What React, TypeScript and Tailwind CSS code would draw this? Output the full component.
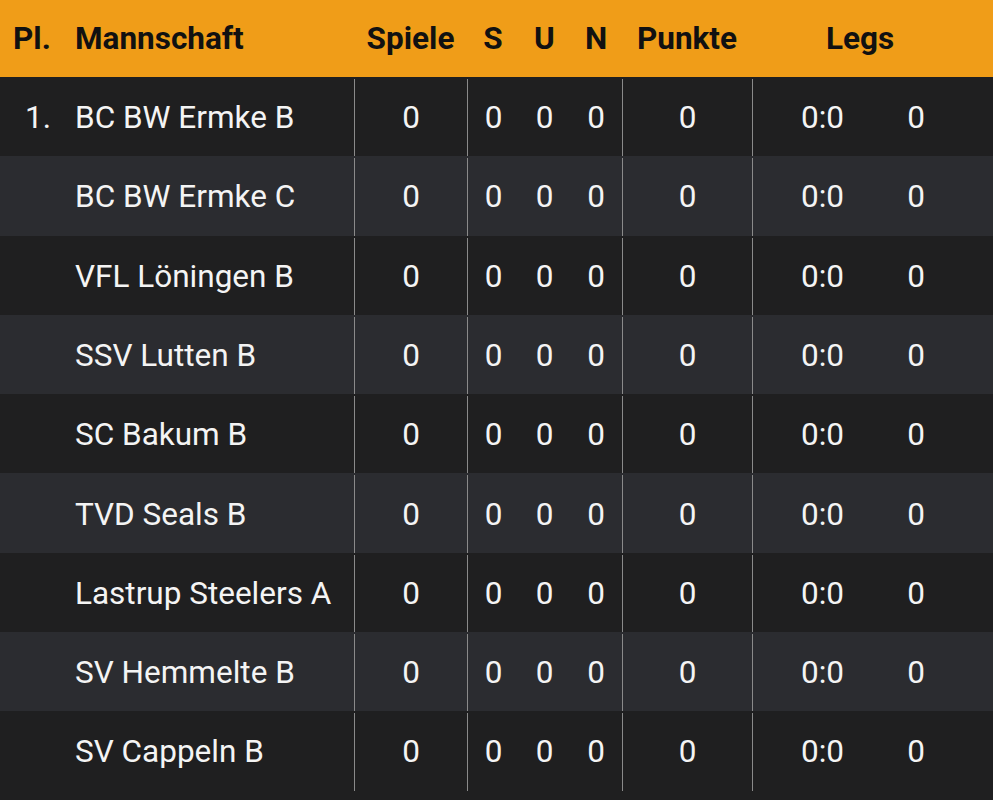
import React from "react";

const teams = [
  "BC BW Ermke B",
  "BC BW Ermke C",
  "VFL Löningen B",
  "SSV Lutten B",
  "SC Bakum B",
  "TVD Seals B",
  "Lastrup Steelers A",
  "SV Hemmelte B",
  "SV Cappeln B",
];

export default function App() {
  return (
    <div
      className="w-[993px] h-[800px] overflow-hidden bg-[#1f1f20] text-[#f4f4f4]"
      style={{ fontFamily: "Roboto, 'Liberation Sans', sans-serif" }}
    >
      <div className="flex h-[77px] items-center bg-[#f09d18] pt-[1px] text-[31.5px] font-bold text-[#111]">
        <div className="w-[75px] pl-[13px]">Pl.</div>
        <div className="w-[279px]">Mannschaft</div>
        <div className="w-[113px] text-center">Spiele</div>
        <div className="w-[52px] text-center">S</div>
        <div className="w-[51px] text-center">U</div>
        <div className="w-[52px] text-center">N</div>
        <div className="w-[130px] text-center">Punkte</div>
        <div className="w-[216px] text-center">Legs</div>
      </div>
      {teams.map((t, i) => (
        <div
          key={t}
          className={`flex h-[79.3px] items-center pt-[2px] text-[31.5px] ${
            i % 2 === 1 ? "bg-[#2b2c30]" : "bg-[#1f1f20]"
          }`}
        >
          <div className="w-[75px] pr-[24px] text-right">{i === 0 ? "1." : ""}</div>
          <div className="w-[279px] whitespace-nowrap">{t}</div>
          <div className="flex h-full w-[113px] items-center justify-center border-l border-[#8a8a8a]">0</div>
          <div className="flex h-full w-[52px] items-center justify-center border-l border-[#8a8a8a]">0</div>
          <div className="w-[51px] text-center">0</div>
          <div className="w-[52px] text-center">0</div>
          <div className="flex h-full w-[130px] items-center justify-center border-l border-[#8a8a8a]">0</div>
          <div className="flex h-full w-[140px] items-center justify-center border-l border-[#8a8a8a]">0:0</div>
          <div className="w-[48px] text-center">0</div>
        </div>
      ))}
    </div>
  );
}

====

> SET PROBLEM:
From the material above, copy each line that includes the word "React".

> RESULT OF THIS TASK:
What React, TypeScript and Tailwind CSS code would draw this? Output the full component.
import React from "react";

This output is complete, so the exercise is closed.